Мы выныриваем из подземного перехода в духоту, чей-то потный грузный затылок, короткий звонок трамвая, в весь этот расплесканный мир, с недавних пор упакованный в серо-бордовый тротуарный гранит, выскобленные, опять разрисованные и снова выскобленные фасады и в это пыльное августовское безвременье. Дождь закончился сегодня на рассвете, и асфальт уже успел подсохнуть. Бабушкина кремовая шляпа, слегка помятая, плывет чуть ниже моего плеча. Бабушкина хрупкая рука вцепилась в мой локоть, и я снова узнаю эту крепкую хватку, в которой больше страха, чем строгости.
— Стой! Сейчас сорвешься вниз — костей не соберешь!
— А почему не соберешь?
— Потому что под обрывом высота двадцать метров как минимум! Течение подхватит — и унесет! Что я матери твоей скажу?
— Скажи, чтобы привезла еще тех карамелек, в виде подушечек…
— Мама встретит тебя?
— Что?
— Мама, говорю, встретит тебя?
— Может, встретит, а, может, нет.
— Поезд стоит одну минуту. Заранее к выходу подойди.
— Подойду…
Мы входим в вокзал, и бабушка ставит на ленту интроскопа свою маленькую сумочку, затем мы водружаем ее чемодан, а потом она, секунду подумав, зачем-то кладет на ленту еще и свою шляпу, и та уплывает за черную резиновую бахрому, а вылезает еще более мятой и немного посеревшей. Мы идем сквозь остекленный, увешанный эскалаторами вокзал, посреди которого еще не так давно торчал задумчивый белый ильич. Колеса чемодана катятся по гладкому отсвечивающему полу, издавая ровный гул. Шляпу бабушка несет в руках, прижимая ее к платью, как куклу или ребенка.
— Никогда не любила Москву, — говорит бабушка. — Я, когда после войны ехала экзамены сдавать, у меня на этом вокзале девка чемодан сперла.
— И что там было?
— Платье было желтое с сиреневым. Мне прабабушка твоя его на шестнадцатилетие сшила.
— И ты не сдала экзамены…
— Нет, не сдала, — бабушка вздыхает так, что кажется, будто всхлипывает.
— Бабушка, а я тоже умру, как прабабушка Лиза?
— Какой там умрешь! Ты только жить начинаешь…
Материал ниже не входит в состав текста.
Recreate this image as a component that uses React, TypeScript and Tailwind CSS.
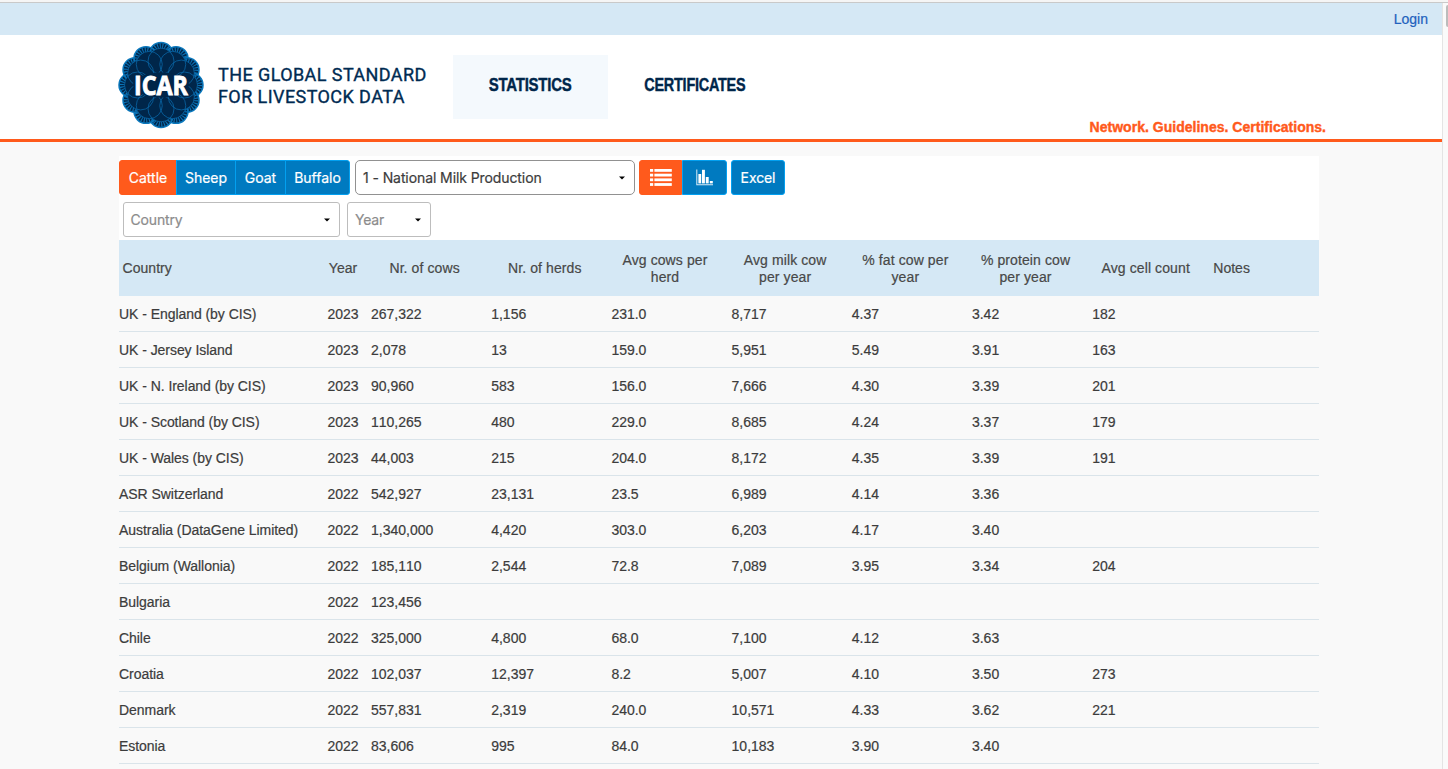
const rows: string[][] = [
  ['UK - England (by CIS)', '2023', '267,322', '1,156', '231.0', '8,717', '4.37', '3.42', '182'],
  ['UK - Jersey Island', '2023', '2,078', '13', '159.0', '5,951', '5.49', '3.91', '163'],
  ['UK - N. Ireland (by CIS)', '2023', '90,960', '583', '156.0', '7,666', '4.30', '3.39', '201'],
  ['UK - Scotland (by CIS)', '2023', '110,265', '480', '229.0', '8,685', '4.24', '3.37', '179'],
  ['UK - Wales (by CIS)', '2023', '44,003', '215', '204.0', '8,172', '4.35', '3.39', '191'],
  ['ASR Switzerland', '2022', '542,927', '23,131', '23.5', '6,989', '4.14', '3.36', ''],
  ['Australia (DataGene Limited)', '2022', '1,340,000', '4,420', '303.0', '6,203', '4.17', '3.40', ''],
  ['Belgium (Wallonia)', '2022', '185,110', '2,544', '72.8', '7,089', '3.95', '3.34', '204'],
  ['Bulgaria', '2022', '123,456', '', '', '', '', '', ''],
  ['Chile', '2022', '325,000', '4,800', '68.0', '7,100', '4.12', '3.63', ''],
  ['Croatia', '2022', '102,037', '12,397', '8.2', '5,007', '4.10', '3.50', '273'],
  ['Denmark', '2022', '557,831', '2,319', '240.0', '10,571', '4.33', '3.62', '221'],
  ['Estonia', '2022', '83,606', '995', '84.0', '10,183', '3.90', '3.40', ''],
];

const headers = [
  'Nr. of cows',
  'Nr. of herds',
  'Avg cows per herd',
  'Avg milk cow per year',
  '% fat cow per year',
  '% protein cow per year',
  'Avg cell count',
];

const gridCols = 'grid grid-cols-[200px_48px_repeat(7,120.2px)_1fr]';

const ring = (distance: number) =>
  Array.from({ length: 12 }, (_, i) => {
    const a = (i * Math.PI) / 6;
    return { x: 43 + distance * Math.sin(a), y: 44 - distance * 1.015 * Math.cos(a) };
  });

const lobes = ring(30);
const petals = ring(23.5);

function Logo() {
  return (
    <svg width="86" height="88" viewBox="0 0 86 88" className="block">
      {lobes.map((l, i) => (
        <circle key={i} cx={l.x} cy={l.y} r="12" fill="#00264a" stroke="#0a78bd" strokeWidth="1.5" />
      ))}
      {lobes.map((l, i) => (
        <circle key={i} cx={l.x} cy={l.y} r="8.8" fill="none" stroke="#0a72b5" strokeWidth="5.2" strokeDasharray="1 1.5" />
      ))}
      {petals.map((l, i) => (
        <circle key={i} cx={l.x} cy={l.y} r="13" fill="#00264a" />
      ))}
      {petals.map((l, i) => (
        <circle key={i} cx={l.x} cy={l.y} r="13" fill="none" stroke="#0966a6" strokeWidth="0.8" />
      ))}
      <ellipse cx="43" cy="44" rx="28" ry="12.5" fill="#00264a" />
      <text x="43" y="53.5" textAnchor="middle" textLength="54" lengthAdjust="spacingAndGlyphs" fill="#fff" stroke="#fff" strokeWidth="0.9" fontSize="26" fontWeight="700" fontFamily="Open Sans, sans-serif">
        ICAR
      </text>
    </svg>
  );
}

function Caret() {
  return (
    <svg width="6" height="4" viewBox="0 0 6 4" className="block">
      <path d="M0 0.4h6L3 3.4z" fill="#000" />
    </svg>
  );
}

function ListIcon() {
  return (
    <svg width="22" height="18" viewBox="0 0 22 18" fill="#fff">
      {[0, 4.7, 9.4, 14.1].map((y) => (
        <g key={y}>
          <rect x="0" y={y} width="3.2" height="2.8" />
          <rect x="4.4" y={y} width="17.4" height="2.8" />
        </g>
      ))}
    </svg>
  );
}

function ChartIcon() {
  return (
    <svg width="18" height="17" viewBox="0 0 18 17" fill="#fff">
      <path d="M0.3 0.5h1v14.8H17v1H0.3z" opacity="0.85" />
      <rect x="2.4" y="5" width="2.8" height="9.4" />
      <rect x="6" y="0.8" width="2.9" height="13.6" />
      <rect x="9.8" y="8" width="2.9" height="6.4" />
      <rect x="13.8" y="12" width="3" height="2.4" />
    </svg>
  );
}

const btn = 'flex h-[35px] items-center justify-center border border-[#03a0f0] bg-[#007ac0] text-white';

export default function App() {
  return (
    <div className="flex h-[769px] w-[1448px] flex-col overflow-hidden bg-[#f9f9f9] font-['Liberation_Sans',Arial,sans-serif] text-sm text-[#3c3c3c] [-webkit-text-stroke:0.2px]">
      <div className="h-[3px] shrink-0 border-b border-[#c9c9c9] bg-[#f5f5f5]" />
      <div className="flex min-h-0 flex-1">
        <div className="flex min-w-0 flex-1 flex-col overflow-hidden">
          <div className="flex h-8 shrink-0 items-center justify-end bg-[#d5e8f5] pr-[14px] text-[#2161bd]">
            <a>Login</a>
          </div>
          <header className="flex h-[107px] shrink-0 border-b-[3px] border-[#ff5a1c] bg-white pl-[118px] pr-[116px]">
            <div className="mt-[6px]">
              <Logo />
            </div>
            <div className="ml-[14px] mt-[29px] w-[221px] whitespace-nowrap font-[Roboto,sans-serif] text-[18px] leading-[22px] tracking-[0.42px] text-[#002b52] [-webkit-text-stroke:0.35px]">
              <div>THE GLOBAL STANDARD</div>
              <div>FOR LIVESTOCK DATA</div>
            </div>
            <nav className="ml-[14px] mt-5 flex h-16 whitespace-nowrap text-[18.5px] font-bold text-[#00264a] [-webkit-text-stroke:0.4px]">
              <a className="flex w-[155px] items-center justify-center bg-[#f4f9fd] pb-[3px] tracking-[-0.3px]">
                <span className="scale-x-[0.81]">STATISTICS</span>
              </a>
              <a className="flex w-[173px] items-center justify-center pb-[3px] tracking-[-0.3px]">
                <span className="scale-x-[0.78]">CERTIFICATES</span>
              </a>
            </nav>
            <div className="ml-auto self-end pb-[2px] text-[14px] font-bold tracking-[0.02px] text-[#ff5a1c] [-webkit-text-stroke:0.4px]">
              Network. Guidelines. Certifications.
            </div>
          </header>
          <main className="ml-[119px] mt-[14px] w-[1200px]">
            <div className="h-[84px] bg-white pt-1 font-[Inter,sans-serif] text-[14px]">
              <div className="flex">
                <button className={`${btn} w-[58px] rounded-l-[3px] border-[#ff5a1c]! bg-[#ff5a1c]!`}>Cattle</button>
                <button className={`${btn} -ml-px w-[60px]`}>Sheep</button>
                <button className={`${btn} -ml-px w-[51px]`}>Goat</button>
                <button className={`${btn} -ml-px w-[65px] rounded-r-[3px]`}>Buffalo</button>
                <div className="ml-[5px] flex h-[35px] w-[280px] items-center justify-between rounded-[5px] border border-[#919191] pl-[7px] pr-[9px]">
                  <span className="tracking-[-0.09px]">1 - National Milk Production</span>
                  <Caret />
                </div>
                <button className={`${btn} ml-1 w-[43px] rounded-l-[3px] border-[#ff5a1c]! bg-[#ff5a1c]!`}>
                  <ListIcon />
                </button>
                <button className={`${btn} w-[45px] rounded-r-[3px]`}>
                  <ChartIcon />
                </button>
                <button className={`${btn} ml-1 w-[54px] rounded-[3px] tracking-[-0.1px]`}>Excel</button>
              </div>
              <div className="ml-1 mt-[7px] flex gap-[7px] text-[#8c8c8c]">
                <div className="flex h-[35px] w-[217px] items-center justify-between rounded-[3px] border border-[#bdbdbd] pl-[6.5px] pr-[9px]">
                  <span className="tracking-[-0.15px]">Country</span>
                  <Caret />
                </div>
                <div className="flex h-[35px] w-[84px] items-center justify-between rounded-[3px] border border-[#bdbdbd] pl-[7px] pr-[9px]">
                  <span className="tracking-[-0.2px]">Year</span>
                  <Caret />
                </div>
              </div>
            </div>
            <div className={`${gridCols} h-14 items-center bg-[#d5e8f5] pt-px text-center leading-[17px] text-[#484848]`}>
              <div className="pb-px pl-[3.5px] text-left tracking-[0.05px]">Country</div>
              <div className="pb-px">Year</div>
              {headers.map((h) => (
                <div key={h} className="pl-[9px] pr-[14px] tracking-[0.1px]">{h}</div>
              ))}
              <div className="pb-px pl-[5px] text-left">Notes</div>
            </div>
            {rows.map((r) => (
              <div key={r[0]} className={`${gridCols} h-9 items-center whitespace-nowrap border-b border-[#dae4ea]`}>
                {r.map((c, i) => (
                  <div key={i} className={i === 0 ? 'tracking-[-0.05px]' : i === 1 ? 'text-center' : 'pl-1 [font-kerning:none]'}>{c}</div>
                ))}
              </div>
            ))}
          </main>
        </div>
        <div className="flex w-[6px] shrink-0 justify-end overflow-hidden border-l border-[#e4e4e4] bg-[#fafafa] pt-[2px]">
          <div className="h-[22px] w-[2px] rounded-l-full bg-[#bcbcbc]" />
        </div>
      </div>
    </div>
  );
}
Я представляю себе, как через пару часов бабушка выйдет из округлого вагона-«метеора», из этого стеклянно-лампового будущего, в песчаное прошлое, в городок, спрятавшийся где-то на обочине главной дороги страны, в лесной тени мегаполисов, как спустится на песчаную улицу и пойдет мимо высунувшихся из-под земли труб теплотрассы и зарослей борщевика, мимо наглухо закрытых ворот хлебозавода, на котором она проработала не то тридцать, не то сорок лет, мимо неказистых ларьков, в которых — вчерашний хлеб, выцветшие шоколадки, застоявшееся пиво…
— Гошеньку-то почаще на ручки берите. Они ведь, маленькие, все на ручки хотят.
— Давай я чемодан отвезу вот в тот закуток около дверей, а то сверху ты его не снимешь… Маме привет передай.
И еще она несет измятую грязно-белую шляпу, прижимая к груди. Городок почти спит.